Menjadi sopir ambulans tak sesederhana layaknya sopir kendaraan pribadi. Usai memarkir mobil, Rebecca juga turun membantu mengangkat pasien Covid 19 dari rumah ke dalam ambulans. Belum lagi medan jemputan yang cukup sulit dilalui mobil ambulans berukuran besar. “Kadang saya menjemput pasien sendirian karena tidak ada nakes yang kosong. Hanya berdua dengan pasien,” cerita Rebecca.
Terpapar Covid 19
Tuntutan situasi yang memaksa para nakses dan ambulans bergerak cepat sering membawa Rebecca dalam situasi berbahaya. Tak jarang Rebecca lupa mengenakan alat perlindungan diri atau Hazmat karena ingin cepat tiba di rumah pasien.
“Pernah suatu malam saya menjemput pasien yang tinggal di dalam Pasar Pesantren. Informasinya sakit stroke dan koma. Dia juga tidak memiliki keluarga. Pasien seperti ini harus cepat dibawa ke rumah sakit karena dampaknya bisa fatal. Namun apes, saat dicek antigen ternyata positif Covid 19,” kenangnya.
Rebecca tak pernah menyalahkan siapapun ketika menghadapi situasi seperti itu. Warga juga tidak tahu dengan kondisi kesehatan mereka sendiri. Meski secara langsung hal itu bisa mengancam keselamatan tenaga kesehatan yang menolongnya.
Tingginya resiko yang dihadapi Rebecca sempat membuatnya terkapar. Dia sempat terinfeksi virus Covid 19 yang entah dari mana sumber penularannya pada awal tahun 2021. Diduga dia terpapar saat masih melakukan tugas tracing di Ponkeskel Pesantren.
“Butuh keikhlasan untuk menjalankan tugas ini. Para nakes dituntut mengutamakan keselamatan pasien meski memiliki keluarga sendiri yang tak boleh diabaikan,” tutur Rebecca.
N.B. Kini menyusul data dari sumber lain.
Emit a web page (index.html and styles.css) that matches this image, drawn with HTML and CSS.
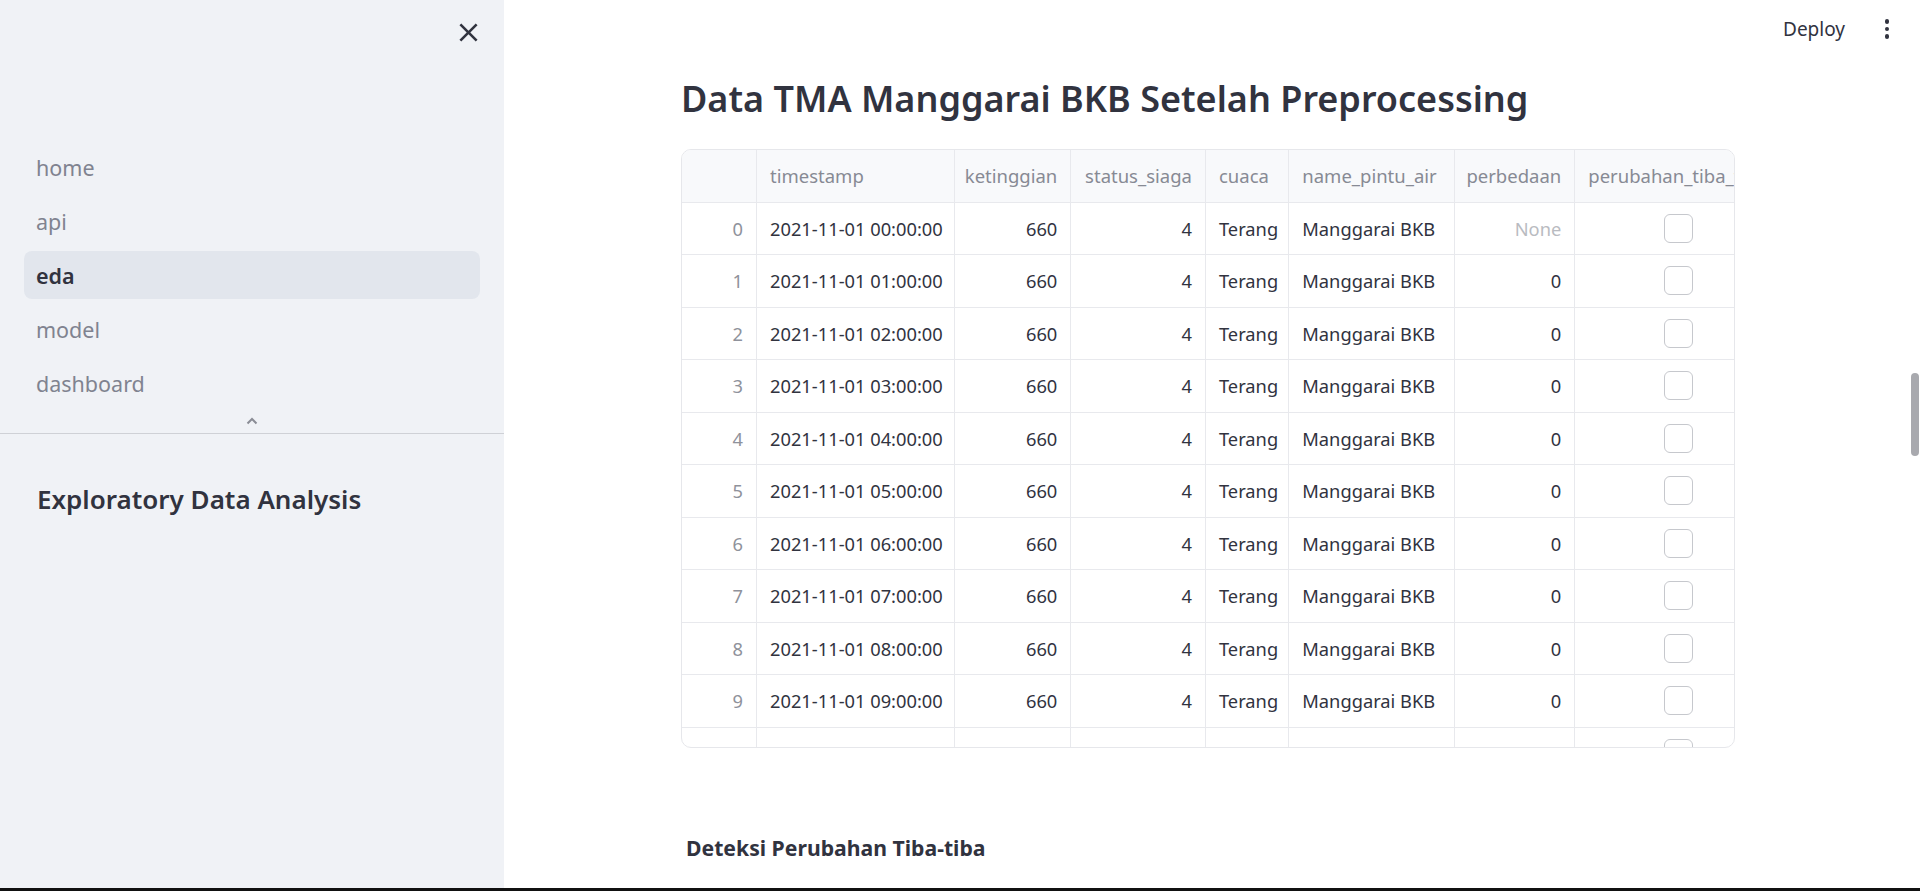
FILE: index.html
```html
<!DOCTYPE html>
<html lang="id">
<head>
<meta charset="utf-8">
<title>eda</title>
<link rel="stylesheet" href="styles.css">
</head>
<body>
<div class="app">
  <aside class="sidebar">
    <div class="sb-top">
      <button class="close-btn" aria-label="Close sidebar">
        <svg width="31" height="31" viewBox="0 0 24 24"><path d="M19 6.41L17.59 5 12 10.59 6.41 5 5 6.41 10.59 12 5 17.59 6.41 19 12 13.41 17.59 19 19 17.59 13.41 12z" fill="#31333f"/></svg>
      </button>
    </div>
    <nav class="nav">
      <a class="nav-item">home</a>
      <a class="nav-item">api</a>
      <a class="nav-item active">eda</a>
      <a class="nav-item">model</a>
      <a class="nav-item">dashboard</a>
    </nav>
    <div class="nav-toggle">
      <svg width="12" height="8" viewBox="0 0 12 8"><path d="M1.5 6.5L6 2l4.5 4.5" fill="none" stroke="#8b8d96" stroke-width="2"/></svg>
    </div>
    <div class="sb-divider"></div>
    <div class="sb-content">
      <h2 class="sb-heading">Exploratory Data Analysis</h2>
    </div>
  </aside>
  <main class="main">
    <header class="topbar">
      <span class="deploy">Deploy</span>
      <span class="kebab"><i></i><i></i><i></i></span>
    </header>
    <section class="content">
      <h1 class="title">Data TMA Manggarai BKB Setelah Preprocessing</h1>
      <div class="table-wrap">
        <div class="grid">
          <div class="c h"></div><div class="c h">timestamp</div><div class="c h r">ketinggian</div><div class="c h r">status_siaga</div><div class="c h">cuaca</div><div class="c h">name_pintu_air</div><div class="c h r">perbedaan</div><div class="c h">perubahan_tiba_tiba</div>

          <div class="c idx">0</div><div class="c">2021-11-01 00:00:00</div><div class="c r">660</div><div class="c r">4</div><div class="c">Terang</div><div class="c">Manggarai BKB</div><div class="c r none">None</div><div class="c cb"><span class="box"></span></div>
          <div class="c idx">1</div><div class="c">2021-11-01 01:00:00</div><div class="c r">660</div><div class="c r">4</div><div class="c">Terang</div><div class="c">Manggarai BKB</div><div class="c r">0</div><div class="c cb"><span class="box"></span></div>
          <div class="c idx">2</div><div class="c">2021-11-01 02:00:00</div><div class="c r">660</div><div class="c r">4</div><div class="c">Terang</div><div class="c">Manggarai BKB</div><div class="c r">0</div><div class="c cb"><span class="box"></span></div>
          <div class="c idx">3</div><div class="c">2021-11-01 03:00:00</div><div class="c r">660</div><div class="c r">4</div><div class="c">Terang</div><div class="c">Manggarai BKB</div><div class="c r">0</div><div class="c cb"><span class="box"></span></div>
          <div class="c idx">4</div><div class="c">2021-11-01 04:00:00</div><div class="c r">660</div><div class="c r">4</div><div class="c">Terang</div><div class="c">Manggarai BKB</div><div class="c r">0</div><div class="c cb"><span class="box"></span></div>
          <div class="c idx">5</div><div class="c">2021-11-01 05:00:00</div><div class="c r">660</div><div class="c r">4</div><div class="c">Terang</div><div class="c">Manggarai BKB</div><div class="c r">0</div><div class="c cb"><span class="box"></span></div>
          <div class="c idx">6</div><div class="c">2021-11-01 06:00:00</div><div class="c r">660</div><div class="c r">4</div><div class="c">Terang</div><div class="c">Manggarai BKB</div><div class="c r">0</div><div class="c cb"><span class="box"></span></div>
          <div class="c idx">7</div><div class="c">2021-11-01 07:00:00</div><div class="c r">660</div><div class="c r">4</div><div class="c">Terang</div><div class="c">Manggarai BKB</div><div class="c r">0</div><div class="c cb"><span class="box"></span></div>
          <div class="c idx">8</div><div class="c">2021-11-01 08:00:00</div><div class="c r">660</div><div class="c r">4</div><div class="c">Terang</div><div class="c">Manggarai BKB</div><div class="c r">0</div><div class="c cb"><span class="box"></span></div>
          <div class="c idx">9</div><div class="c">2021-11-01 09:00:00</div><div class="c r">660</div><div class="c r">4</div><div class="c">Terang</div><div class="c">Manggarai BKB</div><div class="c r">0</div><div class="c cb"><span class="box"></span></div>
          <div class="c idx">10</div><div class="c">2021-11-01 10:00:00</div><div class="c r">660</div><div class="c r">4</div><div class="c">Terang</div><div class="c">Manggarai BKB</div><div class="c r">0</div><div class="c cb"><span class="box"></span></div>
        </div>
      </div>
      <h4 class="subhead">Deteksi Perubahan Tiba-tiba</h4>
    </section>
    <div class="scrollbar"></div>
  </main>
</div>
<div class="bottom-strip"></div>
</body>
</html>
```
FILE: styles.css
```css
* { box-sizing: border-box; }

html, body {
  margin: 0;
  height: 100%;
}

body {
  display: flex;
  flex-direction: column;
  overflow: hidden;
  font-family: "Noto Sans", "Open Sans", sans-serif;
  font-stretch: semi-condensed;
  color: #31333f;
  background: #ffffff;
}

.app {
  flex: 1;
  display: flex;
  min-height: 0;
}

.bottom-strip {
  height: 3px;
  background: #111111;
}

/* Sidebar */
.sidebar {
  width: 504px;
  flex: none;
  background: #f0f2f6;
  display: flex;
  flex-direction: column;
}

.sb-top {
  height: 64px;
  display: flex;
  align-items: center;
  justify-content: flex-end;
  padding-right: 20px;
}

.close-btn {
  border: 0;
  background: none;
  padding: 0;
  width: 31px;
  height: 31px;
  display: flex;
}

.nav {
  margin-top: 79px;
  padding: 0 24px;
  display: flex;
  flex-direction: column;
  gap: 6px;
}

.nav-item {
  height: 48px;
  display: flex;
  align-items: center;
  padding-left: 12px;
  border-radius: 8px;
  font-size: 21.5px;
  color: #808390;
}

.nav-item.active {
  background: #e2e6ed;
  color: #31333f;
  font-weight: 600;
}

.nav-toggle {
  height: 26px;
  display: flex;
  align-items: center;
  justify-content: center;
  padding-top: 2px;
}

.sb-divider {
  height: 1px;
  background: #cfd1d6;
}

.sb-content {
  padding: 50px 0 0 37px;
}

.sb-heading {
  margin: 0;
  font-size: 26px;
  line-height: 1.2;
  font-weight: 600;
  color: #31333f;
}

/* Main */
.main {
  flex: 1;
  position: relative;
  min-width: 0;
  background: #ffffff;
}

.topbar {
  height: 58px;
  display: flex;
  align-items: center;
  justify-content: flex-end;
  padding-right: 13px;
  gap: 22px;
}

.deploy {
  font-size: 19px;
  color: #31333f;
}

.kebab {
  width: 40px;
  height: 40px;
  display: flex;
  flex-direction: column;
  align-items: center;
  justify-content: center;
  gap: 2.7px;
}

.kebab i {
  width: 4.6px;
  height: 4.6px;
  border-radius: 50%;
  background: #31333f;
}

.content {
  padding-left: 177px;
  width: 1231px;
}

.title {
  margin: 19px 0 0;
  font-size: 36px;
  line-height: 1.2;
  font-weight: 600;
  color: #31333f;
}

.table-wrap {
  margin-top: 29px;
  height: 599px;
  border: 1px solid #e6e7eb;
  border-radius: 10px;
  overflow: hidden;
}

.grid {
  display: grid;
  grid-template-columns: 75px 198px 116.3px 134.7px 83.3px 165.3px 120.7px 208px;
  grid-auto-rows: 52.5px;
}

.c {
  display: flex;
  align-items: center;
  padding: 0 13px;
  border-right: 1px solid #e8e9ed;
  border-bottom: 1px solid #e8e9ed;
  font-size: 18.3px;
  white-space: nowrap;
  overflow: hidden;
  color: #31333f;
}

.c.h {
  background: #f8f9fb;
  color: #878a94;
  font-size: 18.5px;
}

.c.r { justify-content: flex-end; }

.c.idx {
  justify-content: flex-end;
  color: #8f929b;
}

.c.none { color: #b9bbc1; }

.c.cb { justify-content: center; }

.box {
  width: 29px;
  height: 29px;
  border: 1.5px solid #c6c8cd;
  border-radius: 6px;
  background: #ffffff;
}

.subhead {
  margin: 87px 0 0 5px;
  font-size: 21.2px;
  line-height: 1.2;
  font-weight: 700;
  color: #31333f;
}

.scrollbar {
  position: absolute;
  right: 1px;
  top: 373px;
  width: 8px;
  height: 83px;
  border-radius: 4px;
  background: #a8a9ae;
}
```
Beruntung dirinya memiliki suami dan anak yang bisa memahami tugas dan tanggungjawab sebagai tenaga kesehatan. Sejak pandemi terjadi di seluruh belahan dunia, para nakes dipaksa menjaga jarak dengan anggota keluarga karena beresiko menularkan virus.
Rebecca juga pernah menjalani isolasi dan tak boleh bersinggungan dengan suami serta anaknya. Ini dilakukan usai menjemput pasien yang terpapar Covid 19, dimana dirinya lupa memakai Hazmat.
Dalam kondisi seperti ini, Rebecca dan para nakes hanya berharap agar kasus yang terjadi segera mereda. Keterbatasan ruang perawatan di rumah sakit yang tak mampu mengimbangi pesatnya pasien yang datang memaksa para penderita Covid 19 menjalani isolasi mandiri. Meski berada di rumah, mereka tetap menjadi tanggung jawab tenaga kesehatan setempat untuk memantau.
“Di Pesantren rata-rata ada 20 – 40 rumah yang menjalani isoman. Saya harus beradaptasi dengan situasi agar bisa bertahan dalam keadaan seperti ini,” kata Rebecca.